### Dataset section

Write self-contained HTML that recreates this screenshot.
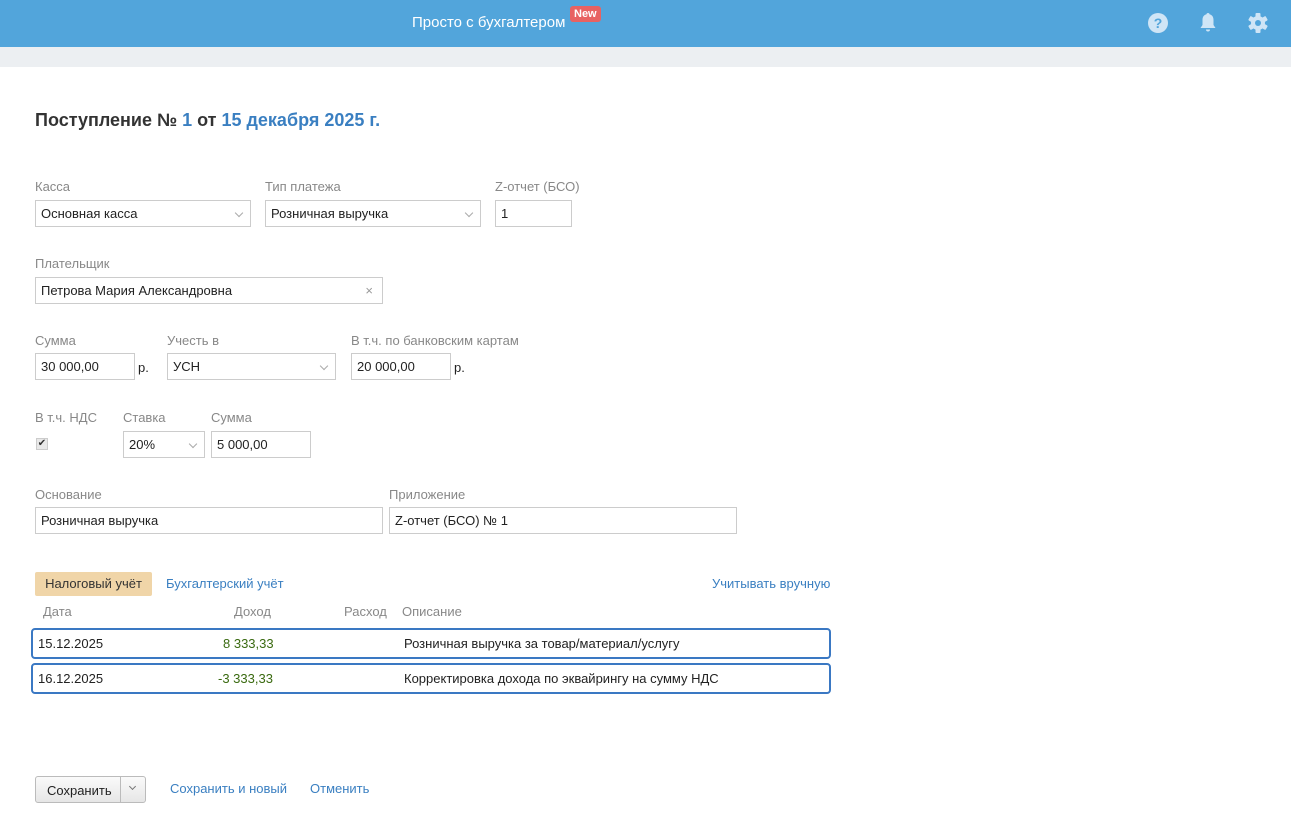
<!DOCTYPE html>
<html><head><meta charset="utf-8"><style>
*{box-sizing:border-box;margin:0;padding:0}
body{width:1291px;height:818px;background:#fff;font-family:"Liberation Sans",Arial,sans-serif;font-size:13px;color:#222;position:relative;overflow:hidden}
.a{position:absolute}
.hdr{left:0;top:0;width:1291px;height:47px;background:#52a5db}
.band{left:0;top:47px;width:1291px;height:20px;background:#eceff2}
.lbl{color:#888;font-size:13px}
.in{border:1px solid #ccc;background:#fff;height:27px;padding:0 5px;line-height:25px;font-size:13px;color:#222}
.chev{position:absolute;right:8px;top:9px;width:6px;height:6px;border-right:1px solid #aaa;border-bottom:1px solid #aaa;transform:rotate(45deg)}
.lnk{color:#3a7fc1}
.row{left:31px;width:800px;border:2.5px solid #3a78c3;border-radius:4px;height:31px}
.row span{position:absolute;top:6px}
</style></head><body>
<div class="a hdr"></div>
<div class="a band"></div>
<div class="a" style="left:412px;top:14px;color:#fff;font-size:15px">Просто с бухгалтером</div>
<div class="a" style="left:570px;top:6px;background:#e86262;color:#fff;font-size:11px;font-weight:bold;padding:2px 4px;border-radius:3px">New</div>
<svg class="a" style="left:1147px;top:12px" width="22" height="22" viewBox="0 0 22 22"><circle cx="11" cy="11" r="10" fill="#cfe5f6"/><text x="11" y="16" text-anchor="middle" font-size="14" font-weight="bold" fill="#52a5db" font-family="Liberation Sans">?</text></svg>
<svg class="a" style="left:1198px;top:11px" width="20" height="22" viewBox="0 0 20 22"><path d="M10 2c-1 0-1.5.6-1.5 1.3C5.5 4 4.5 6.5 4.5 9v5L2.5 17h15l-2-3V9c0-2.5-1-5-4-5.7C11.5 2.6 11 2 10 2z" fill="#cfe5f6"/><path d="M8 18.5a2 2 0 0 0 4 0z" fill="#cfe5f6"/></svg>
<svg class="a" style="left:1247px;top:12px" width="22" height="22" viewBox="0 0 22 22"><g fill="#cfe5f6"><circle cx="11" cy="11" r="7"/><g id="t"><rect x="8.5" y="1" width="5" height="5" rx="1"/></g><use href="#t" transform="rotate(60 11 11)"/><use href="#t" transform="rotate(120 11 11)"/><use href="#t" transform="rotate(180 11 11)"/><use href="#t" transform="rotate(240 11 11)"/><use href="#t" transform="rotate(300 11 11)"/></g><circle cx="11" cy="11" r="3" fill="#52a5db"/></svg>

<div class="a" style="left:35px;top:110px;font-size:18px;font-weight:bold;color:#333">Поступление № <span class="lnk">1</span> от <span class="lnk">15 декабря 2025 г.</span></div>

<div class="a lbl" style="left:35px;top:179px">Касса</div>
<div class="a lbl" style="left:265px;top:179px">Тип платежа</div>
<div class="a lbl" style="left:495px;top:179px">Z-отчет (БСО)</div>
<div class="a in" style="left:35px;top:200px;width:216px">Основная касса<i class="chev"></i></div>
<div class="a in" style="left:265px;top:200px;width:216px">Розничная выручка<i class="chev"></i></div>
<div class="a in" style="left:495px;top:200px;width:77px">1</div>

<div class="a lbl" style="left:35px;top:256px">Плательщик</div>
<div class="a in" style="left:35px;top:277px;width:348px">Петрова Мария Александровна<span style="position:absolute;right:9px;top:0;color:#999">×</span></div>

<div class="a lbl" style="left:35px;top:333px">Сумма</div>
<div class="a lbl" style="left:167px;top:333px">Учесть в</div>
<div class="a lbl" style="left:351px;top:333px">В т.ч. по банковским картам</div>
<div class="a in" style="left:35px;top:353px;width:100px">30 000,00</div>
<div class="a" style="left:138px;top:360px">р.</div>
<div class="a in" style="left:167px;top:353px;width:169px">УСН<i class="chev"></i></div>
<div class="a in" style="left:351px;top:353px;width:100px">20 000,00</div>
<div class="a" style="left:454px;top:360px">р.</div>

<div class="a lbl" style="left:35px;top:410px">В т.ч. НДС</div>
<div class="a lbl" style="left:123px;top:410px">Ставка</div>
<div class="a lbl" style="left:211px;top:410px">Сумма</div>
<div class="a" style="left:36px;top:438px;width:12px;height:12px;background:#e8e8e8;border:1px solid #ccc;font-size:10px;line-height:10px;text-align:center;color:#333">✔</div>
<div class="a in" style="left:123px;top:431px;width:82px">20%<i class="chev"></i></div>
<div class="a in" style="left:211px;top:431px;width:100px">5 000,00</div>

<div class="a lbl" style="left:35px;top:487px">Основание</div>
<div class="a lbl" style="left:389px;top:487px">Приложение</div>
<div class="a in" style="left:35px;top:507px;width:348px">Розничная выручка</div>
<div class="a in" style="left:389px;top:507px;width:348px">Z-отчет (БСО) № 1</div>

<div class="a" style="left:35px;top:572px;width:117px;height:24px;background:#f0d5a8;border-radius:2px;line-height:24px;text-align:center;color:#333">Налоговый учёт</div>
<div class="a lnk" style="left:166px;top:576px">Бухгалтерский учёт</div>
<div class="a lnk" style="left:712px;top:576px">Учитывать вручную</div>
<div class="a lbl" style="left:43px;top:604px">Дата</div>
<div class="a lbl" style="left:234px;top:604px">Доход</div>
<div class="a lbl" style="left:344px;top:604px">Расход</div>
<div class="a lbl" style="left:402px;top:604px">Описание</div>
<div class="a row" style="top:628px"><span style="left:5px">15.12.2025</span><span style="left:190px;color:#3a6a10">8 333,33</span><span style="left:371px">Розничная выручка за товар/материал/услугу</span></div>
<div class="a row" style="top:663px"><span style="left:5px">16.12.2025</span><span style="left:185px;color:#3a6a10">-3 333,33</span><span style="left:371px">Корректировка дохода по эквайрингу на сумму НДС</span></div>

<div class="a" style="left:35px;top:776px;width:111px;height:27px;border:1px solid #bbb;border-radius:3px;background:linear-gradient(#fafafa,#e6e6e6)"><span style="position:absolute;left:11px;top:6px">Сохранить</span><span style="position:absolute;left:84px;top:0;width:1px;height:25px;background:#bbb"></span><i class="chev" style="right:10px;top:7px;width:5px;height:5px;border-color:#777"></i></div>
<div class="a lnk" style="left:170px;top:781px">Сохранить и новый</div>
<div class="a lnk" style="left:310px;top:781px">Отменить</div>
</body></html>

### Instructions to follow
All the material shown above is to be copied exactly, with no pictures carried over.

### Task response
Write self-contained HTML that recreates this screenshot.
<!DOCTYPE html>
<html><head><meta charset="utf-8"><style>
*{box-sizing:border-box;margin:0;padding:0}
body{width:1291px;height:818px;background:#fff;font-family:"Liberation Sans",Arial,sans-serif;font-size:13px;color:#222;position:relative;overflow:hidden}
.a{position:absolute}
.hdr{left:0;top:0;width:1291px;height:47px;background:#52a5db}
.band{left:0;top:47px;width:1291px;height:20px;background:#eceff2}
.lbl{color:#888;font-size:13px}
.in{border:1px solid #ccc;background:#fff;height:27px;padding:0 5px;line-height:25px;font-size:13px;color:#222}
.chev{position:absolute;right:8px;top:9px;width:6px;height:6px;border-right:1px solid #aaa;border-bottom:1px solid #aaa;transform:rotate(45deg)}
.lnk{color:#3a7fc1}
.row{left:31px;width:800px;border:2.5px solid #3a78c3;border-radius:4px;height:31px}
.row span{position:absolute;top:6px}
</style></head><body>
<div class="a hdr"></div>
<div class="a band"></div>
<div class="a" style="left:412px;top:14px;color:#fff;font-size:15px">Просто с бухгалтером</div>
<div class="a" style="left:570px;top:6px;background:#e86262;color:#fff;font-size:11px;font-weight:bold;padding:2px 4px;border-radius:3px">New</div>
<svg class="a" style="left:1147px;top:12px" width="22" height="22" viewBox="0 0 22 22"><circle cx="11" cy="11" r="10" fill="#cfe5f6"/><text x="11" y="16" text-anchor="middle" font-size="14" font-weight="bold" fill="#52a5db" font-family="Liberation Sans">?</text></svg>
<svg class="a" style="left:1198px;top:11px" width="20" height="22" viewBox="0 0 20 22"><path d="M10 2c-1 0-1.5.6-1.5 1.3C5.5 4 4.5 6.5 4.5 9v5L2.5 17h15l-2-3V9c0-2.5-1-5-4-5.7C11.5 2.6 11 2 10 2z" fill="#cfe5f6"/><path d="M8 18.5a2 2 0 0 0 4 0z" fill="#cfe5f6"/></svg>
<svg class="a" style="left:1247px;top:12px" width="22" height="22" viewBox="0 0 22 22"><g fill="#cfe5f6"><circle cx="11" cy="11" r="7"/><g id="t"><rect x="8.5" y="1" width="5" height="5" rx="1"/></g><use href="#t" transform="rotate(60 11 11)"/><use href="#t" transform="rotate(120 11 11)"/><use href="#t" transform="rotate(180 11 11)"/><use href="#t" transform="rotate(240 11 11)"/><use href="#t" transform="rotate(300 11 11)"/></g><circle cx="11" cy="11" r="3" fill="#52a5db"/></svg>

<div class="a" style="left:35px;top:110px;font-size:18px;font-weight:bold;color:#333">Поступление № <span class="lnk">1</span> от <span class="lnk">15 декабря 2025 г.</span></div>

<div class="a lbl" style="left:35px;top:179px">Касса</div>
<div class="a lbl" style="left:265px;top:179px">Тип платежа</div>
<div class="a lbl" style="left:495px;top:179px">Z-отчет (БСО)</div>
<div class="a in" style="left:35px;top:200px;width:216px">Основная касса<i class="chev"></i></div>
<div class="a in" style="left:265px;top:200px;width:216px">Розничная выручка<i class="chev"></i></div>
<div class="a in" style="left:495px;top:200px;width:77px">1</div>

<div class="a lbl" style="left:35px;top:256px">Плательщик</div>
<div class="a in" style="left:35px;top:277px;width:348px">Петрова Мария Александровна<span style="position:absolute;right:9px;top:0;color:#999">×</span></div>

<div class="a lbl" style="left:35px;top:333px">Сумма</div>
<div class="a lbl" style="left:167px;top:333px">Учесть в</div>
<div class="a lbl" style="left:351px;top:333px">В т.ч. по банковским картам</div>
<div class="a in" style="left:35px;top:353px;width:100px">30 000,00</div>
<div class="a" style="left:138px;top:360px">р.</div>
<div class="a in" style="left:167px;top:353px;width:169px">УСН<i class="chev"></i></div>
<div class="a in" style="left:351px;top:353px;width:100px">20 000,00</div>
<div class="a" style="left:454px;top:360px">р.</div>

<div class="a lbl" style="left:35px;top:410px">В т.ч. НДС</div>
<div class="a lbl" style="left:123px;top:410px">Ставка</div>
<div class="a lbl" style="left:211px;top:410px">Сумма</div>
<div class="a" style="left:36px;top:438px;width:12px;height:12px;background:#e8e8e8;border:1px solid #ccc;font-size:10px;line-height:10px;text-align:center;color:#333">✔</div>
<div class="a in" style="left:123px;top:431px;width:82px">20%<i class="chev"></i></div>
<div class="a in" style="left:211px;top:431px;width:100px">5 000,00</div>

<div class="a lbl" style="left:35px;top:487px">Основание</div>
<div class="a lbl" style="left:389px;top:487px">Приложение</div>
<div class="a in" style="left:35px;top:507px;width:348px">Розничная выручка</div>
<div class="a in" style="left:389px;top:507px;width:348px">Z-отчет (БСО) № 1</div>

<div class="a" style="left:35px;top:572px;width:117px;height:24px;background:#f0d5a8;border-radius:2px;line-height:24px;text-align:center;color:#333">Налоговый учёт</div>
<div class="a lnk" style="left:166px;top:576px">Бухгалтерский учёт</div>
<div class="a lnk" style="left:712px;top:576px">Учитывать вручную</div>
<div class="a lbl" style="left:43px;top:604px">Дата</div>
<div class="a lbl" style="left:234px;top:604px">Доход</div>
<div class="a lbl" style="left:344px;top:604px">Расход</div>
<div class="a lbl" style="left:402px;top:604px">Описание</div>
<div class="a row" style="top:628px"><span style="left:5px">15.12.2025</span><span style="left:190px;color:#3a6a10">8 333,33</span><span style="left:371px">Розничная выручка за товар/материал/услугу</span></div>
<div class="a row" style="top:663px"><span style="left:5px">16.12.2025</span><span style="left:185px;color:#3a6a10">-3 333,33</span><span style="left:371px">Корректировка дохода по эквайрингу на сумму НДС</span></div>

<div class="a" style="left:35px;top:776px;width:111px;height:27px;border:1px solid #bbb;border-radius:3px;background:linear-gradient(#fafafa,#e6e6e6)"><span style="position:absolute;left:11px;top:6px">Сохранить</span><span style="position:absolute;left:84px;top:0;width:1px;height:25px;background:#bbb"></span><i class="chev" style="right:10px;top:7px;width:5px;height:5px;border-color:#777"></i></div>
<div class="a lnk" style="left:170px;top:781px">Сохранить и новый</div>
<div class="a lnk" style="left:310px;top:781px">Отменить</div>
</body></html>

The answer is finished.